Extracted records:
** begin **

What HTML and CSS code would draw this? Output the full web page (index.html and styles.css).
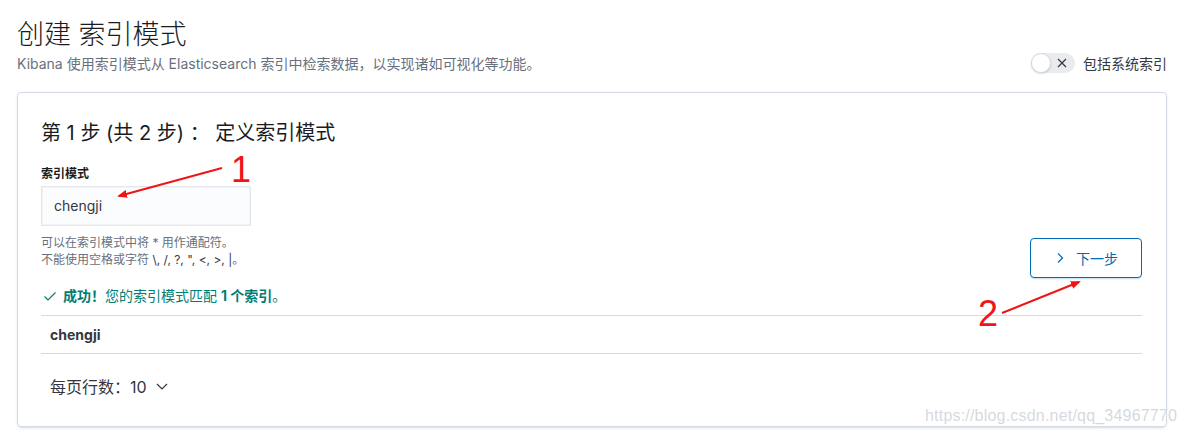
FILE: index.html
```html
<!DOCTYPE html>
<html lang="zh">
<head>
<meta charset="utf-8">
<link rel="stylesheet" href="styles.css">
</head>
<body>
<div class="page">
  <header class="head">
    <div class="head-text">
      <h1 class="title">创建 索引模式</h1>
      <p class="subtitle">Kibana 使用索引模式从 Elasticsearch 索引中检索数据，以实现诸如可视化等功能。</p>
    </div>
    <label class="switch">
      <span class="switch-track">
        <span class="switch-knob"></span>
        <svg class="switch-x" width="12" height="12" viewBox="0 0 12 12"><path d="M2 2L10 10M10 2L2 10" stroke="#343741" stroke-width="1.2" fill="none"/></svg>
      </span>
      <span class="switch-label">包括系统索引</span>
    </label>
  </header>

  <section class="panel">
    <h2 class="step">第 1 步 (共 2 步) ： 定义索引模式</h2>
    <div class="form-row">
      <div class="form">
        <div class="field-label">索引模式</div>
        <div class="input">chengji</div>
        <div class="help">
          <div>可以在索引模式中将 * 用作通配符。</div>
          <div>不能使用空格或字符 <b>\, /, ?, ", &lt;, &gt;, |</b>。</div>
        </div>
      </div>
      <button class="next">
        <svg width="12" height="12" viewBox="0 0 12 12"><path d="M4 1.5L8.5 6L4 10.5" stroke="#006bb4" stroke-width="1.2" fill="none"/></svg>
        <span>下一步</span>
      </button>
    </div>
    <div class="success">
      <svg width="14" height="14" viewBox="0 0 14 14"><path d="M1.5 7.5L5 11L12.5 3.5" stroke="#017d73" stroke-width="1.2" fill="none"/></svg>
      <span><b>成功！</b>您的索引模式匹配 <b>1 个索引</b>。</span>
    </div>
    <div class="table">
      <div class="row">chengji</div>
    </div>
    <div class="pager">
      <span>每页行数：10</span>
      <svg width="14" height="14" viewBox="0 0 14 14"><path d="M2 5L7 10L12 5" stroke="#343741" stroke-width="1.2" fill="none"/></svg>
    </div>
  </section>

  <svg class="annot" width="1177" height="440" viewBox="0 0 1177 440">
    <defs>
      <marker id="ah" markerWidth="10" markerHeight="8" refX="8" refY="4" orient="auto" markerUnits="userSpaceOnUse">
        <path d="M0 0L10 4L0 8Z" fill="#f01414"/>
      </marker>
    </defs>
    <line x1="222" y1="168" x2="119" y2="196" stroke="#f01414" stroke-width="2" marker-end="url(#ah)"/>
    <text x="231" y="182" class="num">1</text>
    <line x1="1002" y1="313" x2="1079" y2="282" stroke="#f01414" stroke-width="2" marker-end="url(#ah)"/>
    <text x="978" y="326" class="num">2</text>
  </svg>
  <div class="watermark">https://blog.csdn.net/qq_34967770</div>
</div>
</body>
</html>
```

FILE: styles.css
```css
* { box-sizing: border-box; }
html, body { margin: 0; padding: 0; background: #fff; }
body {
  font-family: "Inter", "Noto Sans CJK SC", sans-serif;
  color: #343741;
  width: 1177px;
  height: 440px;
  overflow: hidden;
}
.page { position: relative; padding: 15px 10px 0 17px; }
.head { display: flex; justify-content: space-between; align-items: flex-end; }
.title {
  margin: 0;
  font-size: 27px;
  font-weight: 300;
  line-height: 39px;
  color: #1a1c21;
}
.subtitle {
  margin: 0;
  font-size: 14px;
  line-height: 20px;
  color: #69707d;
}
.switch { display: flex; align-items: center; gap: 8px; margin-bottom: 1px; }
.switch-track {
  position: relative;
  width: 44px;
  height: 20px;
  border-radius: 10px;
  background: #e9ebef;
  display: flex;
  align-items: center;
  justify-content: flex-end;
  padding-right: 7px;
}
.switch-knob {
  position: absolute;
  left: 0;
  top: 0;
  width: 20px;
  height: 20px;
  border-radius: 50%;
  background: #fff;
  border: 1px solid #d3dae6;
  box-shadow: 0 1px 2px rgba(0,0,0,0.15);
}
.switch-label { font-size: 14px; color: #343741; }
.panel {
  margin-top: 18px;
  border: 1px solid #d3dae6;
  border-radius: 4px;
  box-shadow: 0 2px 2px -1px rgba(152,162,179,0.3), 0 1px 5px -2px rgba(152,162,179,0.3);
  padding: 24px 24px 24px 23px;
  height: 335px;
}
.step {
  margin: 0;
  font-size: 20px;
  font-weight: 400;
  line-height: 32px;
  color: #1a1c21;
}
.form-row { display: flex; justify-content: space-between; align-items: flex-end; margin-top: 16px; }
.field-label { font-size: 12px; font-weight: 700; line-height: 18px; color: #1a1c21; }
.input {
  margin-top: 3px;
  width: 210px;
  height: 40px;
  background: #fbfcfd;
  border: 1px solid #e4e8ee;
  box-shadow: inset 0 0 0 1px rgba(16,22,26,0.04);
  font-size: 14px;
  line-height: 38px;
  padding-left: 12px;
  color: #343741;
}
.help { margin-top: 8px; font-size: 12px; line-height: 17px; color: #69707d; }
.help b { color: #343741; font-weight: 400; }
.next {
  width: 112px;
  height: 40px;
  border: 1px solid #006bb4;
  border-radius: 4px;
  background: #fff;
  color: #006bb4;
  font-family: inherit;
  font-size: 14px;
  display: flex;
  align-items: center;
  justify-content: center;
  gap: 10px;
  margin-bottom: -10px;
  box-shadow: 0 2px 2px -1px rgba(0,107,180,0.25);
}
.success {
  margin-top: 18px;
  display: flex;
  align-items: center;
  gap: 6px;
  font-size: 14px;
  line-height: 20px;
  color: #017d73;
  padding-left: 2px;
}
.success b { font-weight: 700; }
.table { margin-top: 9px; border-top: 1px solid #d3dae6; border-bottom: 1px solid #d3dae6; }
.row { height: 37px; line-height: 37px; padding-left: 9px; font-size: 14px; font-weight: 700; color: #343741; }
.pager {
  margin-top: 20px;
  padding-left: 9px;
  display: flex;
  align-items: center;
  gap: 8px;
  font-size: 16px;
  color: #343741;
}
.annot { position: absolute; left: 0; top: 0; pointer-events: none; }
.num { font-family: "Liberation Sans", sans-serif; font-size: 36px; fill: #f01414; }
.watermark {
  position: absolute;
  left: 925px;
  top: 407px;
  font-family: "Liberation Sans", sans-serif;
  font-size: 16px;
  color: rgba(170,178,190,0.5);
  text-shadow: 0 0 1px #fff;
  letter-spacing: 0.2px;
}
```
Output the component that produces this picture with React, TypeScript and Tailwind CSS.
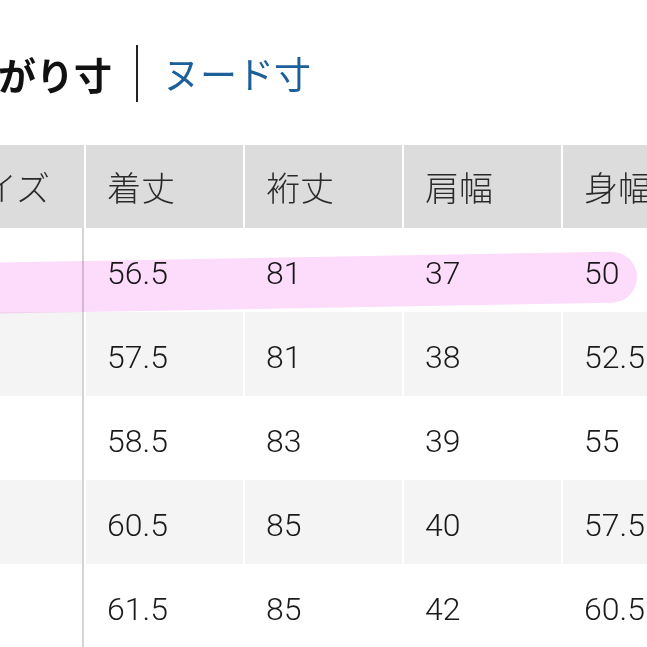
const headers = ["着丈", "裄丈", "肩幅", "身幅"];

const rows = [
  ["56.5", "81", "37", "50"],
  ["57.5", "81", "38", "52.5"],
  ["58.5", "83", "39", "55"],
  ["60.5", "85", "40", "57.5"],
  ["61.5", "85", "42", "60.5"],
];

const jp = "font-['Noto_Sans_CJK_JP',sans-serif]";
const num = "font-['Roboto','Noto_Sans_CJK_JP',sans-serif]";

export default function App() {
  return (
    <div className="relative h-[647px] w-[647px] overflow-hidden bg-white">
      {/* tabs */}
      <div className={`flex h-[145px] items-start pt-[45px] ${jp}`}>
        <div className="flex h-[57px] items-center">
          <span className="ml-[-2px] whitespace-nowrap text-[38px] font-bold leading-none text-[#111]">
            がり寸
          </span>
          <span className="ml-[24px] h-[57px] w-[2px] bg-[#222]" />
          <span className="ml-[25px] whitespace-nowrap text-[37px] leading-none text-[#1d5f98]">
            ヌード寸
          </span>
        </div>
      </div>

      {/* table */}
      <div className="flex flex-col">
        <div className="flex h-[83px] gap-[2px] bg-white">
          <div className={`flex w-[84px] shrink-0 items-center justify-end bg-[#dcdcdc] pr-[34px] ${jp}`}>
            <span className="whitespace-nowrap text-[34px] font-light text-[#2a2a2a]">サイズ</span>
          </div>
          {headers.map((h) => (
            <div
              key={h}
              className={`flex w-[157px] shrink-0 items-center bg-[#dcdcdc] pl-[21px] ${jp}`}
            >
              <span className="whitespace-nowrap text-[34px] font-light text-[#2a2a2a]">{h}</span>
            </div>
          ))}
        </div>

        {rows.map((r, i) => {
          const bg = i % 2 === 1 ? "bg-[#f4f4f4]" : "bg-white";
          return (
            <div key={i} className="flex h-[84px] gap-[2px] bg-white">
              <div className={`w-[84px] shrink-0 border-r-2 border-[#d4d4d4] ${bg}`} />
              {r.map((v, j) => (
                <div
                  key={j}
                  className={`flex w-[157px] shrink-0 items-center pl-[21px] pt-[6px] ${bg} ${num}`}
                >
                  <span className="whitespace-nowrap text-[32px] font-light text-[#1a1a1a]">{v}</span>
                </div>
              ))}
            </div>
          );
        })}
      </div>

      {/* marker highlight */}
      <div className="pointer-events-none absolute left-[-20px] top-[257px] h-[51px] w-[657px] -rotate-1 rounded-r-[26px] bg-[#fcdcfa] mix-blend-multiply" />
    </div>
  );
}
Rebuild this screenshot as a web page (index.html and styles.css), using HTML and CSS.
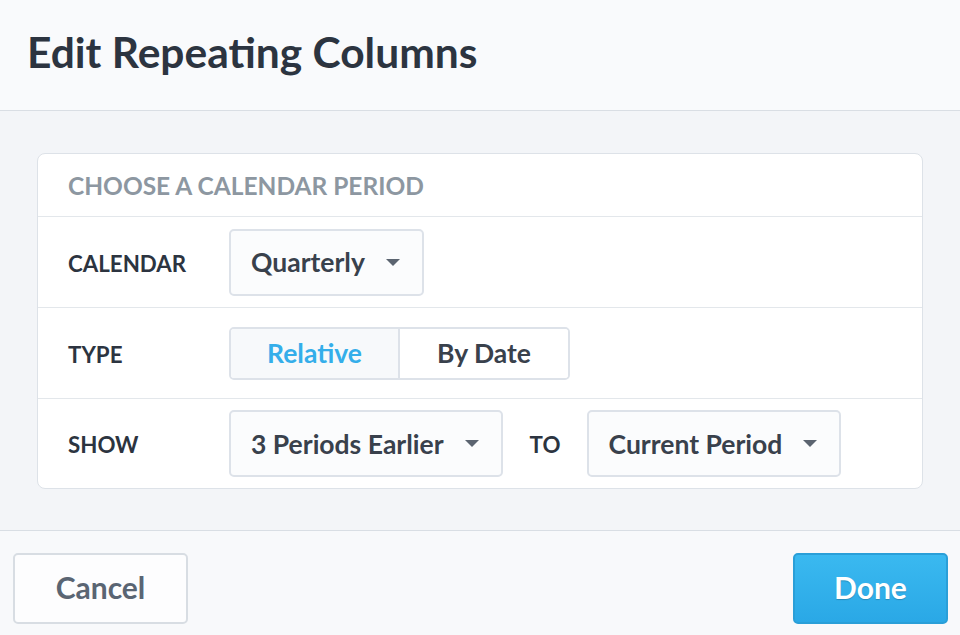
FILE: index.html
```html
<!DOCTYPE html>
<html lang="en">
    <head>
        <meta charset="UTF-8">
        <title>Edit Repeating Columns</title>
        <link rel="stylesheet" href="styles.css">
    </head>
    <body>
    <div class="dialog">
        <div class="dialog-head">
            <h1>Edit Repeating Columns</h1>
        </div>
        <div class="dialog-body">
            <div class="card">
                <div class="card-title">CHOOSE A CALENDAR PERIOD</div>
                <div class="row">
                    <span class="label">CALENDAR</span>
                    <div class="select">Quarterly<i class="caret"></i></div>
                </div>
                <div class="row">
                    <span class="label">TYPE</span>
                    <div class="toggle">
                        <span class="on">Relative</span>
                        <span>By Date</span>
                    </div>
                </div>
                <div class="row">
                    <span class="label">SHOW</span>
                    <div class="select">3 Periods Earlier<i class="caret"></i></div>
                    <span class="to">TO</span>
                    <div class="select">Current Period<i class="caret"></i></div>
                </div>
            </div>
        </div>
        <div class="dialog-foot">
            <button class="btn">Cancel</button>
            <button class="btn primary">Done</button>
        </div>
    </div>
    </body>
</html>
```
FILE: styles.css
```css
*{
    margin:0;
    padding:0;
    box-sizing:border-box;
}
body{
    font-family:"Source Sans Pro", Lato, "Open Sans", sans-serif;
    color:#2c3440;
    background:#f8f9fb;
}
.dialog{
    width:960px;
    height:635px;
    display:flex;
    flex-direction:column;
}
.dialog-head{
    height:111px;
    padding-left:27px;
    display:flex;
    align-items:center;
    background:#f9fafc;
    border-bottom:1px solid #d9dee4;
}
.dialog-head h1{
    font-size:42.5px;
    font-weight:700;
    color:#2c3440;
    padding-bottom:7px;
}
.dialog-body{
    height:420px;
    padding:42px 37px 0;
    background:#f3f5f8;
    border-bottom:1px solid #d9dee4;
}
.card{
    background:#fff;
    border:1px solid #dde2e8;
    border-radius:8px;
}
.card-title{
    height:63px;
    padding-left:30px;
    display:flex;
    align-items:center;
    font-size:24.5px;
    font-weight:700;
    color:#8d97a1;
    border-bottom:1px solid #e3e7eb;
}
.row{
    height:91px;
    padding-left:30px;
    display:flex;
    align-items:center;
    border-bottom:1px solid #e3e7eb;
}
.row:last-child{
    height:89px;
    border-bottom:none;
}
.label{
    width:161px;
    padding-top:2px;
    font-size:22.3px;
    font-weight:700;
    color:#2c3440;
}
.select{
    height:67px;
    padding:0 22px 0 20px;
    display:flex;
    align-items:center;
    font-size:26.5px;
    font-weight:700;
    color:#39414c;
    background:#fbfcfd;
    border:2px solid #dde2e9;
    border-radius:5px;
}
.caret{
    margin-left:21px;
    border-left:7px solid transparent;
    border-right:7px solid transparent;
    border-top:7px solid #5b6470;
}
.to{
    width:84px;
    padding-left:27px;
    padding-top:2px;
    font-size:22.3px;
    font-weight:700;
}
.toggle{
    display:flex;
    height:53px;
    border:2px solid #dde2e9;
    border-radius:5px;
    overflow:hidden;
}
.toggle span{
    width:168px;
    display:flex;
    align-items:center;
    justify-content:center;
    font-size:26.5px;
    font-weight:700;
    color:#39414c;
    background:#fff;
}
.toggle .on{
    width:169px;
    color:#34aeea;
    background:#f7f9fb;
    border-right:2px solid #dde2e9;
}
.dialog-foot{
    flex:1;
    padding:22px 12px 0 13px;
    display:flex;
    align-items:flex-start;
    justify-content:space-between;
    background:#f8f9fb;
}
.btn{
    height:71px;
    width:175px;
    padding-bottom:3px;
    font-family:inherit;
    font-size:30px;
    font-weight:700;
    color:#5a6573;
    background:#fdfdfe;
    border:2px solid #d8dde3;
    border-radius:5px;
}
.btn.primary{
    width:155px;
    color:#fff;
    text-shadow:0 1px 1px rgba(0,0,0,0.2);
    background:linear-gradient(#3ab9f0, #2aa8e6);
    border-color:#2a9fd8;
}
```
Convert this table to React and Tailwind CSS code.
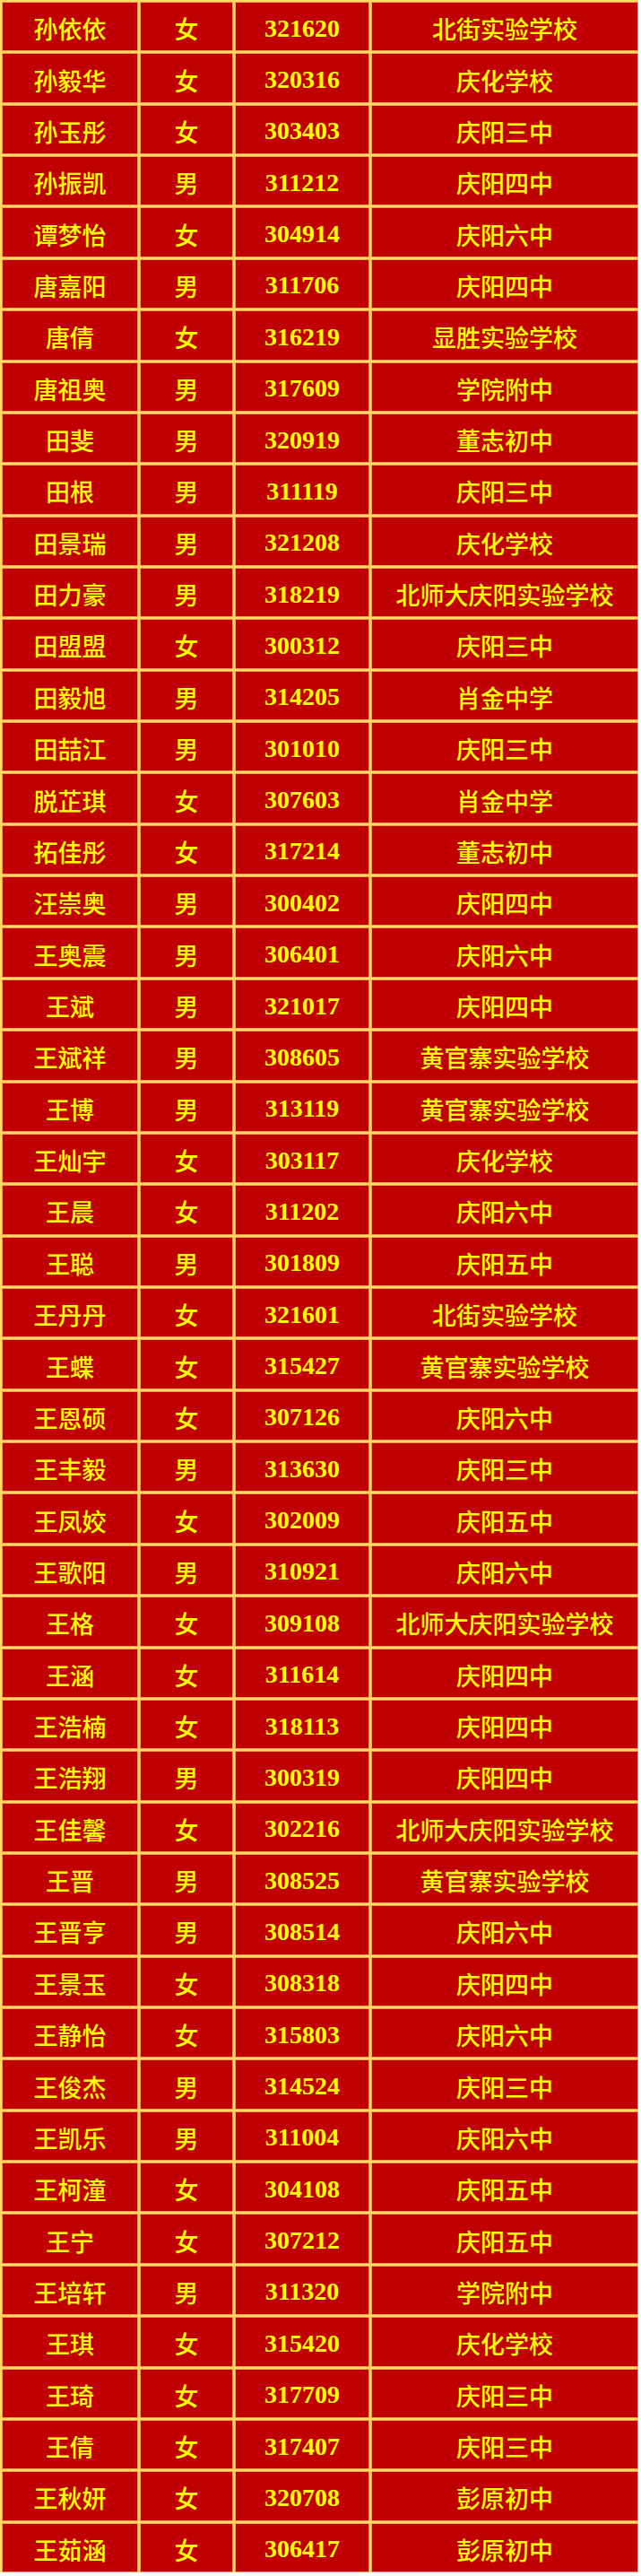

** end **

▶ **YOUR INSTRUCTIONS**
Identify which lines contain the word "Tailwind" and copy each one.

▶ **ANSWER FOR THE TASK**
Output the component that produces this picture with React, TypeScript and Tailwind CSS.
Convert this table to React and Tailwind CSS code.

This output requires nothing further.